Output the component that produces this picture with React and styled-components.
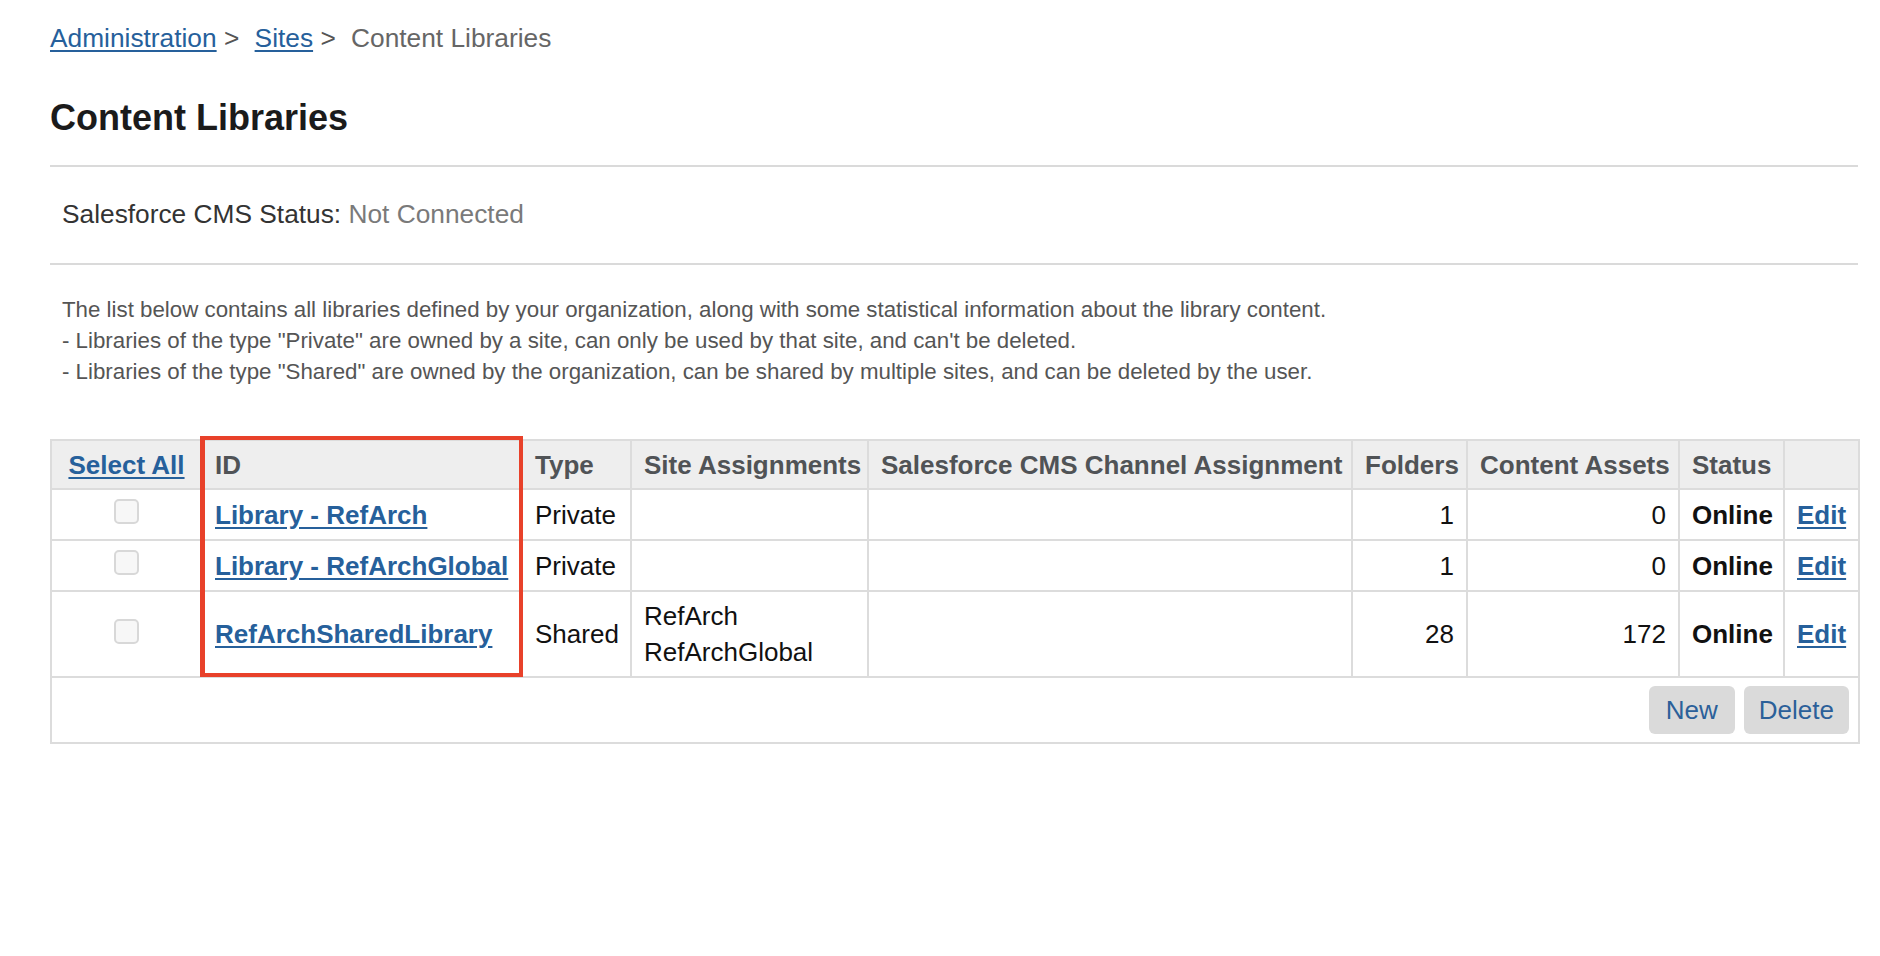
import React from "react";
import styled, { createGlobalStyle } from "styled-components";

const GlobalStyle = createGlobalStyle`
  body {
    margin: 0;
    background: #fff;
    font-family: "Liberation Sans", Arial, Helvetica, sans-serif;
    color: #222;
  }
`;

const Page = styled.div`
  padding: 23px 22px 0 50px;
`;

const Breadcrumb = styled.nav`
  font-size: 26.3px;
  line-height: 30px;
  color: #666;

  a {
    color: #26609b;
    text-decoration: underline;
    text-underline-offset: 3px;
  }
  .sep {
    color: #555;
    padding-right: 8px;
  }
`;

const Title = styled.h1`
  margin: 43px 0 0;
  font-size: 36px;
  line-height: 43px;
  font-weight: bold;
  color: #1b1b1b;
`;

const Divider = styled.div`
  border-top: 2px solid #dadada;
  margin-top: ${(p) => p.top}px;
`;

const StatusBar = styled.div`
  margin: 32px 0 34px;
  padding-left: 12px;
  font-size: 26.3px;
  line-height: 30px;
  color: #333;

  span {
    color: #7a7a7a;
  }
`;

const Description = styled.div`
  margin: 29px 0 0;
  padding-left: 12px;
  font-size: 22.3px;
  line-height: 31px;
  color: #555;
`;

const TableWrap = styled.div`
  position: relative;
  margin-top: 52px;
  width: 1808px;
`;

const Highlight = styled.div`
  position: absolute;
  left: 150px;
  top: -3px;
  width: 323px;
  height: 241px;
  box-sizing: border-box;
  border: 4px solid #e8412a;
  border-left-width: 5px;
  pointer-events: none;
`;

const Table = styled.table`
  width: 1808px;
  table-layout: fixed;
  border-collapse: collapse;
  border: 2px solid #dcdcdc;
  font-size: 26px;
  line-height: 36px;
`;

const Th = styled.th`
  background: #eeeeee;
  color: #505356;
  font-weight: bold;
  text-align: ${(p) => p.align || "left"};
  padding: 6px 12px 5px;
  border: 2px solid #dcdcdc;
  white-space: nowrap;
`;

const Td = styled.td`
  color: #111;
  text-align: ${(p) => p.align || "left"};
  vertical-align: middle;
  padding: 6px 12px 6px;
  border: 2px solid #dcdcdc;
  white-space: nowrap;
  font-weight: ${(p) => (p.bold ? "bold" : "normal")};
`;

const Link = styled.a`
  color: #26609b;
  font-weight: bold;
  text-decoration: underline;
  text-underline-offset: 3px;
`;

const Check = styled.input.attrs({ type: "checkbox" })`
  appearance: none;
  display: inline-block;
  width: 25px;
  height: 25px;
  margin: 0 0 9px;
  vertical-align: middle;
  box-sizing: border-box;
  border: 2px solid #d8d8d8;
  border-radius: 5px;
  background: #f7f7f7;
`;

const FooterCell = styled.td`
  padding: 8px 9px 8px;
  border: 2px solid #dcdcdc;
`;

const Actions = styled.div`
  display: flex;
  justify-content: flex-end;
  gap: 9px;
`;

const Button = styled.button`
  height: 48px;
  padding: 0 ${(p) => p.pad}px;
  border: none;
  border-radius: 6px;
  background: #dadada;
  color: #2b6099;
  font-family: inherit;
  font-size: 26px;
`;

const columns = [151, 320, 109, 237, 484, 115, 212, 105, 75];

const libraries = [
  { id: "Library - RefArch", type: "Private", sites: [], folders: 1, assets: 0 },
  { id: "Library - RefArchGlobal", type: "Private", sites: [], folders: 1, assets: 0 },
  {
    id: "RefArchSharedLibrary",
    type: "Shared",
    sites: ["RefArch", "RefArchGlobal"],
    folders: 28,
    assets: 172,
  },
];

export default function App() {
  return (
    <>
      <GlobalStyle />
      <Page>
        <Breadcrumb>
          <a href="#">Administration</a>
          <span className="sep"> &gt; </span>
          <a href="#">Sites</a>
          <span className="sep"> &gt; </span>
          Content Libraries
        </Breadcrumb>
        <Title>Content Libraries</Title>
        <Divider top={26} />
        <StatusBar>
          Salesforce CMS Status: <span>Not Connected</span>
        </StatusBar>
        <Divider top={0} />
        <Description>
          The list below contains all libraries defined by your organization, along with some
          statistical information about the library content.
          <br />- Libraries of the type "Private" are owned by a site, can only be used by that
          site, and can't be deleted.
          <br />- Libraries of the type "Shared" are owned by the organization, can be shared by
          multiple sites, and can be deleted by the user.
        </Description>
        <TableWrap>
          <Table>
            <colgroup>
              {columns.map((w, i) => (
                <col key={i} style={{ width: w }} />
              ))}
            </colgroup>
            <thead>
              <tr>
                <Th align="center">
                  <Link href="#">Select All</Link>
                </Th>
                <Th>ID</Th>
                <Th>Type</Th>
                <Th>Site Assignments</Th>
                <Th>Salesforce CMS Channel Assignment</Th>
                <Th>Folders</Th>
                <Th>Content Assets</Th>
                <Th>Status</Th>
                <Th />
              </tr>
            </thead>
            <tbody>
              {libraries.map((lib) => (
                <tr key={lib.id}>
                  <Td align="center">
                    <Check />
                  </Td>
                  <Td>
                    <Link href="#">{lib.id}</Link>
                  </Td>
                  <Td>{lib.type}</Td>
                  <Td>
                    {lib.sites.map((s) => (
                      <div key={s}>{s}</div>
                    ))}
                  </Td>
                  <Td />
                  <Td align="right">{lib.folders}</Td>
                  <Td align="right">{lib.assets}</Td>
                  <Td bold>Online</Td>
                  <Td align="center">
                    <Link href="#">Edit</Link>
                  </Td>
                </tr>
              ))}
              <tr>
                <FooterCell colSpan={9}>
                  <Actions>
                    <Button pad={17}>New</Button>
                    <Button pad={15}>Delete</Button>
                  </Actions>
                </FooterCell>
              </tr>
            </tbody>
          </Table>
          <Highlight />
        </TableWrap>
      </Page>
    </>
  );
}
--------------------
- Given task -
Except for the pictures, print the data above exactly.

- Exercise answer -
Output the component that produces this picture with React and styled-components.
import React from "react";
import styled, { createGlobalStyle } from "styled-components";

const GlobalStyle = createGlobalStyle`
  body {
    margin: 0;
    background: #fff;
    font-family: "Liberation Sans", Arial, Helvetica, sans-serif;
    color: #222;
  }
`;

const Page = styled.div`
  padding: 23px 22px 0 50px;
`;

const Breadcrumb = styled.nav`
  font-size: 26.3px;
  line-height: 30px;
  color: #666;

  a {
    color: #26609b;
    text-decoration: underline;
    text-underline-offset: 3px;
  }
  .sep {
    color: #555;
    padding-right: 8px;
  }
`;

const Title = styled.h1`
  margin: 43px 0 0;
  font-size: 36px;
  line-height: 43px;
  font-weight: bold;
  color: #1b1b1b;
`;

const Divider = styled.div`
  border-top: 2px solid #dadada;
  margin-top: ${(p) => p.top}px;
`;

const StatusBar = styled.div`
  margin: 32px 0 34px;
  padding-left: 12px;
  font-size: 26.3px;
  line-height: 30px;
  color: #333;

  span {
    color: #7a7a7a;
  }
`;

const Description = styled.div`
  margin: 29px 0 0;
  padding-left: 12px;
  font-size: 22.3px;
  line-height: 31px;
  color: #555;
`;

const TableWrap = styled.div`
  position: relative;
  margin-top: 52px;
  width: 1808px;
`;

const Highlight = styled.div`
  position: absolute;
  left: 150px;
  top: -3px;
  width: 323px;
  height: 241px;
  box-sizing: border-box;
  border: 4px solid #e8412a;
  border-left-width: 5px;
  pointer-events: none;
`;

const Table = styled.table`
  width: 1808px;
  table-layout: fixed;
  border-collapse: collapse;
  border: 2px solid #dcdcdc;
  font-size: 26px;
  line-height: 36px;
`;

const Th = styled.th`
  background: #eeeeee;
  color: #505356;
  font-weight: bold;
  text-align: ${(p) => p.align || "left"};
  padding: 6px 12px 5px;
  border: 2px solid #dcdcdc;
  white-space: nowrap;
`;

const Td = styled.td`
  color: #111;
  text-align: ${(p) => p.align || "left"};
  vertical-align: middle;
  padding: 6px 12px 6px;
  border: 2px solid #dcdcdc;
  white-space: nowrap;
  font-weight: ${(p) => (p.bold ? "bold" : "normal")};
`;

const Link = styled.a`
  color: #26609b;
  font-weight: bold;
  text-decoration: underline;
  text-underline-offset: 3px;
`;

const Check = styled.input.attrs({ type: "checkbox" })`
  appearance: none;
  display: inline-block;
  width: 25px;
  height: 25px;
  margin: 0 0 9px;
  vertical-align: middle;
  box-sizing: border-box;
  border: 2px solid #d8d8d8;
  border-radius: 5px;
  background: #f7f7f7;
`;

const FooterCell = styled.td`
  padding: 8px 9px 8px;
  border: 2px solid #dcdcdc;
`;

const Actions = styled.div`
  display: flex;
  justify-content: flex-end;
  gap: 9px;
`;

const Button = styled.button`
  height: 48px;
  padding: 0 ${(p) => p.pad}px;
  border: none;
  border-radius: 6px;
  background: #dadada;
  color: #2b6099;
  font-family: inherit;
  font-size: 26px;
`;

const columns = [151, 320, 109, 237, 484, 115, 212, 105, 75];

const libraries = [
  { id: "Library - RefArch", type: "Private", sites: [], folders: 1, assets: 0 },
  { id: "Library - RefArchGlobal", type: "Private", sites: [], folders: 1, assets: 0 },
  {
    id: "RefArchSharedLibrary",
    type: "Shared",
    sites: ["RefArch", "RefArchGlobal"],
    folders: 28,
    assets: 172,
  },
];

export default function App() {
  return (
    <>
      <GlobalStyle />
      <Page>
        <Breadcrumb>
          <a href="#">Administration</a>
          <span className="sep"> &gt; </span>
          <a href="#">Sites</a>
          <span className="sep"> &gt; </span>
          Content Libraries
        </Breadcrumb>
        <Title>Content Libraries</Title>
        <Divider top={26} />
        <StatusBar>
          Salesforce CMS Status: <span>Not Connected</span>
        </StatusBar>
        <Divider top={0} />
        <Description>
          The list below contains all libraries defined by your organization, along with some
          statistical information about the library content.
          <br />- Libraries of the type "Private" are owned by a site, can only be used by that
          site, and can't be deleted.
          <br />- Libraries of the type "Shared" are owned by the organization, can be shared by
          multiple sites, and can be deleted by the user.
        </Description>
        <TableWrap>
          <Table>
            <colgroup>
              {columns.map((w, i) => (
                <col key={i} style={{ width: w }} />
              ))}
            </colgroup>
            <thead>
              <tr>
                <Th align="center">
                  <Link href="#">Select All</Link>
                </Th>
                <Th>ID</Th>
                <Th>Type</Th>
                <Th>Site Assignments</Th>
                <Th>Salesforce CMS Channel Assignment</Th>
                <Th>Folders</Th>
                <Th>Content Assets</Th>
                <Th>Status</Th>
                <Th />
              </tr>
            </thead>
            <tbody>
              {libraries.map((lib) => (
                <tr key={lib.id}>
                  <Td align="center">
                    <Check />
                  </Td>
                  <Td>
                    <Link href="#">{lib.id}</Link>
                  </Td>
                  <Td>{lib.type}</Td>
                  <Td>
                    {lib.sites.map((s) => (
                      <div key={s}>{s}</div>
                    ))}
                  </Td>
                  <Td />
                  <Td align="right">{lib.folders}</Td>
                  <Td align="right">{lib.assets}</Td>
                  <Td bold>Online</Td>
                  <Td align="center">
                    <Link href="#">Edit</Link>
                  </Td>
                </tr>
              ))}
              <tr>
                <FooterCell colSpan={9}>
                  <Actions>
                    <Button pad={17}>New</Button>
                    <Button pad={15}>Delete</Button>
                  </Actions>
                </FooterCell>
              </tr>
            </tbody>
          </Table>
          <Highlight />
        </TableWrap>
      </Page>
    </>
  );
}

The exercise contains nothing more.